Objective: Lumbar spinal stenosis and spondylosis are major causes of morbidity among the elderly. Surgical decompression is an effective treatment, but many elderly patients are not considered as candidates for surgery based on age or comorbidities. Minimally invasive surgical techniques have recently been developed and used successfully for the treatment of lumbar spinal disease. Our objective was to examine the safety and efficacy of minimally invasive lumbar spinal surgery for elderly patients.

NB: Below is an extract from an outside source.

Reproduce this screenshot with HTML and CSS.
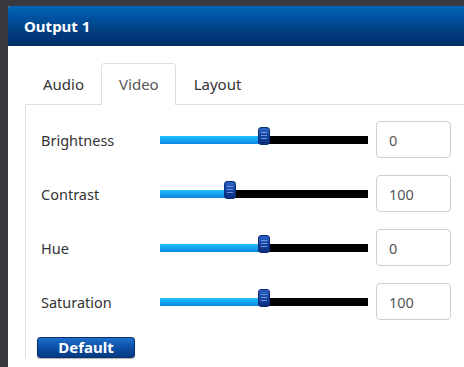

Methods: We reviewed demographic information, pre- and postoperative Visual Analog Scale pain scores, Oswestry Disability Index scores, and Short-Form 36 scores of prospectively accrued patients who underwent minimally invasive decompression of lumbar degenerative disease at two institutions between January 2002 and December 2005. Data from patients who were at least 75 years old were selected. Statistical analysis methods included paired t test, multiple linear regression, and linear mixed effects modeling.
Results: Fifty-seven patients with a mean age of 81 years met the study criteria (median follow-up period, 7 mo; mean follow-up period, 10 mo). No major complications or deaths occurred. Fifty patients had sufficient outcomes data for analysis. Visual Analog Scale pain scores decreased from 5.7 to 2.2 for back pain and from 5.7 to 2.3 for symptomatic leg pain (P < 0.05). Oswestry Disability Index scores decreased from 48 to 27; Short-Form 36 Body Pain and Physical Function scores also showed statistically significant improvements after surgery (P < 0.05). The longitudinal analysis demonstrated durability of the symptom relief.
Conclusion: Minimally invasive lumbar spine decompression is a safe and efficacious treatment for elderly patients with spinal stenosis and spondylosis. Elderly patients should be considered good candidates for lumbar surgical decompression using minimally invasive techniques.